India imports around 15 mt a year of edible oil; consumption is about 25 mt

Photo: Reuters
Domestic edible oil. Photo: Reuters
Dilip Kumar Jha Mumbai
Last Updated : Aug 14 2017 | 8:33 PM IST

Prices of oilseeds and edible oils jumped by up to 3.5 per cent in spot and futures markets on Monday, due to apprehension of lower supply after an increase in the Customs duty, to curb cheaper import.

Cotton seed oilcake futures for delivery in September jumped by 3.5 per cent on the National Commodity & Derivatives Exchange, to trade at Rs 1,499 a quintal. Soybean in the spot Indore mandi jumped 1.5 per cent to Rs 3,021 a qtl, compared to Rs 2,971 a qtl on Friday. All other oilseeds moved up, albeit marginally.

The Union ministry of finance on Friday announced an increase in import duty on both crude and refined edible oil, a demand the seed crushing and refining industry had been making for months. The duty on crude and refined oil was raised to 15 per cent and 25 per cent, respectively, from the earlier 7.5 per cent and 15 per cent.

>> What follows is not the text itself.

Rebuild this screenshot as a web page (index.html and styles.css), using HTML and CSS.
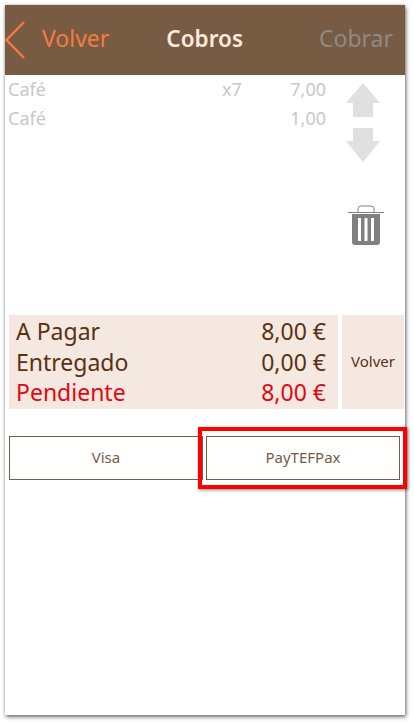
FILE: index.html
```html
<!DOCTYPE html>
<html lang="en">
<head>
  <meta charset="UTF-8">
  <title>Cobros</title>
  <link rel="stylesheet" href="styles.css">
</head>
<body>
  <div class="phone">
    <div class="top-bar">
      <a class="back-btn">
        <svg class="back-icon" width="20" height="38" viewBox="0 0 20 38">
          <path d="M19 1 L1.5 19 L19 37" fill="none" stroke="#f47c43" stroke-width="2.4"/>
        </svg>
        <span>Volver</span>
      </a>
      <div class="title">Cobros</div>
      <div class="charge">Cobrar</div>
    </div>

    <div class="lines-area">
      <div class="lines">
        <div class="line">
          <span class="line-name">Café</span>
          <span class="line-qty">x7</span>
          <span class="line-price">7,00</span>
        </div>
        <div class="line">
          <span class="line-name">Café</span>
          <span class="line-qty"></span>
          <span class="line-price">1,00</span>
        </div>
      </div>
      <div class="line-tools">
        <svg class="arrow" width="34" height="34" viewBox="0 0 34 34">
          <path d="M17 0 L34 20 L27 20 L27 34 L7 34 L7 20 L0 20 Z" fill="#e0e0e0"/>
        </svg>
        <svg class="arrow" width="34" height="34" viewBox="0 0 34 34">
          <path d="M7 0 L27 0 L27 13 L34 13 L17 34 L0 13 L7 13 Z" fill="#e0e0e0"/>
        </svg>
        <svg class="trash" width="36" height="42" viewBox="0 0 36 42">
          <path d="M0 7.5 H36" stroke="#808080" stroke-width="1" fill="none"/>
          <path d="M10 7 V4 Q10 1 13 1 H23 Q26 1 26 4 V7" stroke="#808080" stroke-width="1" fill="none"/>
          <path d="M4 9 H32 V37 Q32 40 29 40 H7 Q4 40 4 37 Z" fill="#808080"/>
          <path d="M10 13 H13 V36 H10 Z M16.5 13 H19.5 V36 H16.5 Z M23 13 H26 V36 H23 Z" fill="#fff"/>
        </svg>
      </div>
    </div>

    <div class="summary">
      <div class="totals">
        <div class="total-row"><span>A Pagar</span><span>8,00 €</span></div>
        <div class="total-row"><span>Entregado</span><span>0,00 €</span></div>
        <div class="total-row pending"><span>Pendiente</span><span>8,00 €</span></div>
      </div>
      <div class="back-box">Volver</div>
    </div>

    <div class="pay-row">
      <div class="pay-btn">Visa</div>
      <div class="pay-btn highlighted">PayTEFPax</div>
    </div>
  </div>
</body>
</html>
```

FILE: styles.css
```css
html, body {
  margin: 0;
  padding: 0;
  background-color: #fff;
}

body {
  width: 414px;
  height: 724px;
  padding: 5px 9px 9px 5px;
  box-sizing: border-box;
  font-family: "Noto Sans", sans-serif;
  overflow: hidden;
}

.phone {
  height: 710px;
  background-color: #fff;
  box-shadow: 1px 2px 4px rgba(0, 0, 0, 0.55), 0 0 3px rgba(0, 0, 0, 0.2);
}

.top-bar {
  height: 70px;
  background-color: #775b43;
  display: flex;
  align-items: center;
}

.back-btn {
  display: flex;
  align-items: center;
  color: #f47c43;
  font-size: 23px;
}

.back-btn span {
  margin-left: 17px;
  padding-bottom: 4px;
}

.title {
  margin-left: 57px;
  padding-bottom: 4px;
  color: #fbe9da;
  font-size: 22.5px;
  font-weight: 600;
}

.charge {
  margin-left: auto;
  margin-right: 12px;
  padding-bottom: 4px;
  color: #8f8a84;
  font-size: 23px;
}

.lines-area {
  height: 240px;
  display: flex;
  justify-content: space-between;
}

.lines {
  width: 318px;
  margin-left: 3px;
}

.line {
  height: 29px;
  display: flex;
  align-items: center;
  color: #c8c8c8;
  font-size: 18px;
  padding-bottom: 2px;
  box-sizing: border-box;
}

.line-name {
  flex: 1;
}

.line-qty {
  width: 54px;
}

.line-price {
  width: 50px;
  text-align: right;
}

.line-tools {
  width: 65px;
  margin-right: 10px;
  display: flex;
  flex-direction: column;
  align-items: center;
  padding-top: 8px;
}

.arrow + .arrow {
  margin-top: 11px;
}

.trash {
  margin-top: 43px;
  margin-left: 6px;
}

.summary {
  display: flex;
  gap: 4px;
  margin: 0 1px 0 4px;
  height: 94px;
}

.totals {
  width: 329px;
  background-color: #f4e8e0;
  color: #5a3112;
  font-size: 23px;
  padding: 1px 12px 0 7px;
  box-sizing: border-box;
}

.total-row {
  height: 30.5px;
  display: flex;
  justify-content: space-between;
  align-items: center;
}

.pending {
  color: #e30613;
}

.back-box {
  flex: 1;
  background-color: #f4e8e0;
  color: #5a3112;
  font-size: 15px;
  padding-bottom: 2px;
  display: flex;
  align-items: center;
  justify-content: center;
}

.pay-row {
  display: flex;
  gap: 3px;
  margin: 27px 0 0 4px;
}

.pay-btn {
  width: 194px;
  height: 44px;
  padding-bottom: 2px;
  box-sizing: border-box;
  border: 1px solid #775b43;
  color: #775b43;
  font-size: 15px;
  display: flex;
  align-items: center;
  justify-content: center;
}

.highlighted {
  position: relative;
}

.highlighted::after {
  content: "";
  position: absolute;
  left: -9px;
  right: -8px;
  top: -10px;
  bottom: -10px;
  border: 4px solid #f00;
  box-shadow: 1px 1px 3px rgba(0, 0, 0, 0.5);
}
```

"Edible oilseed and oil prices have jumped over the past few days to surpass the benchmark minimum support price (MSP). Even today, these firmed up in major mandis," said B V Mehta, executive director, the Solvent Extractors' Association.

The government's duty hike aims to support farmers from low realisation, which left around 2.5 million tonnes of soybean uncrushed, resulting in a million hectares of less sowing this kharif season. To meet growing demand, India imported 34 per cent more vegetable (edible and non-edible) oil in July froma year before, at 1.52 mt.

"Following the goods and services tax, which is positive for organised edible oil players, the increase in import duty on edible oils is a welcome step by the government. The strengthening rupee and low international edible oil prices, combined with a duty differential favouring import of refined edible oils, had led to immense pressure on the domestic industry, with many crushing and refining facilities on the verge of closure. This will make domestic edible oilseed extraction and refining competitive, and give a boost to Indian production of edible oils. It will also help refiners to import more of crude oils, as against refined oils earlier, for refining locally," said Dinesh Shahra, managing director, Ruchi Soya Industries.

This revision, however, continues with the duty differential on crude and refined oil at 10 per cent, which the industry had urged at 15 per cent to make crushing of domestic seeds viable. It had said the low duty differential at 7.5 per cent had discouraged domestic crushing of seed, resulting in many oilseed prices going below the MSP, leading farmers to switch to crops such as cotton this kharif.

Encouraged by the increase in duty, Ruchi Soya has decided to restart operations at its three plants in Washim, Baran and Kota, closed for years.

"Until farmers get remunerative price for their seeds, they would continue to switch to other crops. To make the price remunerative, the government needs to draw a long-term policy to make India a step closer to self reliance," said Atul Chaturvedi, chief executive, Adani Wilmar, producer of the Fortune brand.

India imports around 15 mt a year of edible oil; consumption is about 25 mt.